## start
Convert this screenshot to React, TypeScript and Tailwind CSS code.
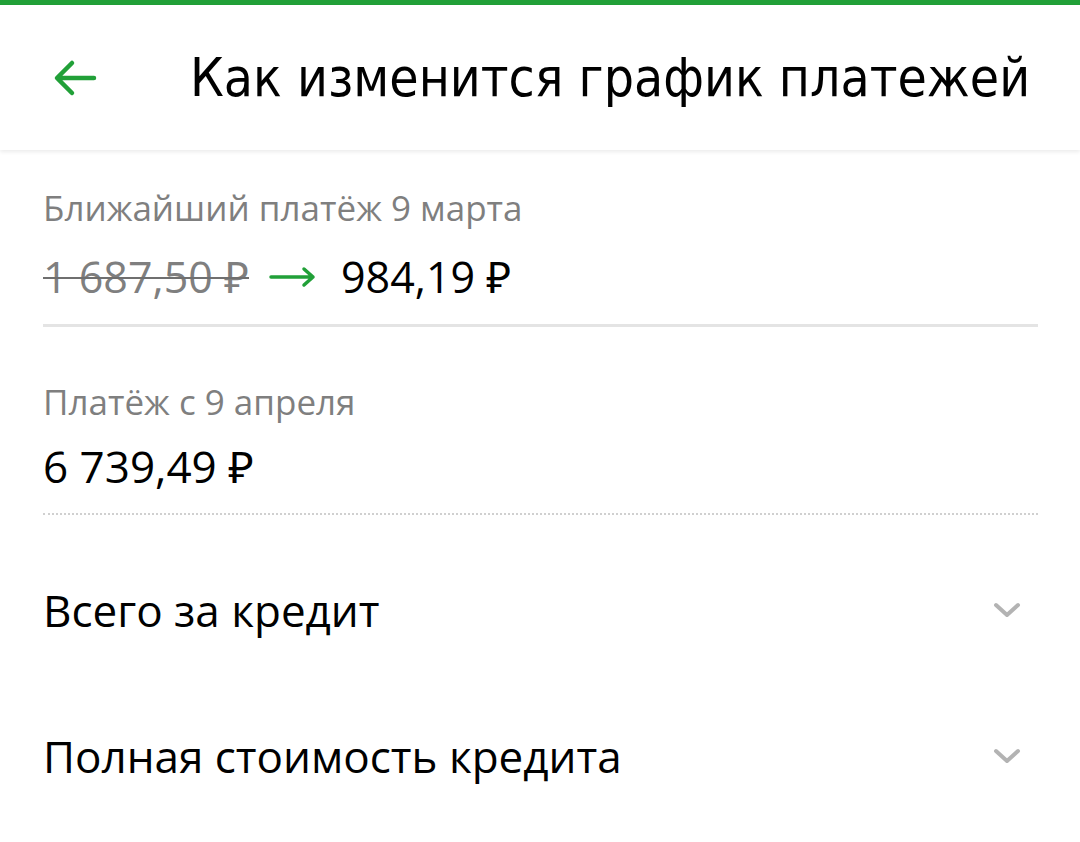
import React from "react";

function Chevron() {
  return (
    <svg width="30" height="20" viewBox="0 0 30 20" fill="none">
      <path d="M4 5l11 10 11-10" stroke="#b3b3b3" strokeWidth="4" strokeLinecap="round" strokeLinejoin="round" />
    </svg>
  );
}

export default function App() {
  return (
    <div className="w-[1080px] h-[842px] bg-white overflow-hidden" style={{ fontFamily: "'Open Sans', 'Noto Sans', sans-serif" }}>
      {/* верхняя полоса */}
      <div className="h-[5px] bg-[#21a038]" />

      {/* шапка */}
      <div className="h-[145px] flex items-center bg-white shadow-[0_2px_4px_rgba(0,0,0,0.08)] relative">
        <div className="w-[190px] pl-[52px] flex items-center">
          <svg width="46" height="40" viewBox="0 0 46 40" fill="none">
            <path d="M42 20H6M20 5L5 20l15 15" stroke="#21a038" strokeWidth="4.5" strokeLinecap="round" strokeLinejoin="round" />
          </svg>
        </div>
        <h1 className="text-[53px] text-black leading-none" style={{ fontFamily: "'DejaVu Sans Condensed', Roboto, sans-serif" }}>
          Как изменится график платежей
        </h1>
      </div>

      <div className="px-[43px] pr-[42px]">
        {/* ближайший платёж */}
        <div className="pt-[38px]">
          <div className="text-[35px] text-[#7f7f7f] leading-[40px]">Ближайший платёж 9 марта</div>
          <div className="flex items-center mt-[27px] h-[44px]">
            <span className="text-[43px] text-[#7f7f7f] line-through decoration-[#6f6f6f] decoration-2">1 687,50 ₽</span>
            <svg className="ml-[20px] mr-[24px]" width="48" height="24" viewBox="0 0 48 24" fill="none">
              <path d="M2 12h42M35 4l9 8-9 8" stroke="#21a038" strokeWidth="3.5" strokeLinecap="round" strokeLinejoin="round" />
            </svg>
            <span className="text-[43px] text-black">984,19 ₽</span>
          </div>
          <div className="mt-[25px] h-[3px] bg-[#e4e4e4]" />
        </div>

        {/* платёж с 9 апреля */}
        <div className="pt-[55px]">
          <div className="text-[35px] text-[#7f7f7f] leading-[40px]">Платёж с 9 апреля</div>
          <div className="text-[44px] text-black mt-[22px] leading-[44px]">6 739,49 ₽</div>
          <div className="mt-[25px] border-b-2 border-dotted border-[#d0d0d0]" />
        </div>

        {/* раскрывающиеся секции */}
        <div className="flex items-center justify-between h-[146px] mt-[22px]">
          <span className="text-[44px] text-black">Всего за кредит</span>
          <span className="mr-[16px]"><Chevron /></span>
        </div>
        <div className="flex items-center justify-between h-[146px]">
          <span className="text-[44px] text-black">Полная стоимость кредита</span>
          <span className="mr-[16px]"><Chevron /></span>
        </div>
      </div>
    </div>
  );
}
## end
-- What needs to be done --
Find every line above that contains the word "React", and return each one.

-- Expected answer --
Convert this screenshot to React, TypeScript and Tailwind CSS code.
import React from "react";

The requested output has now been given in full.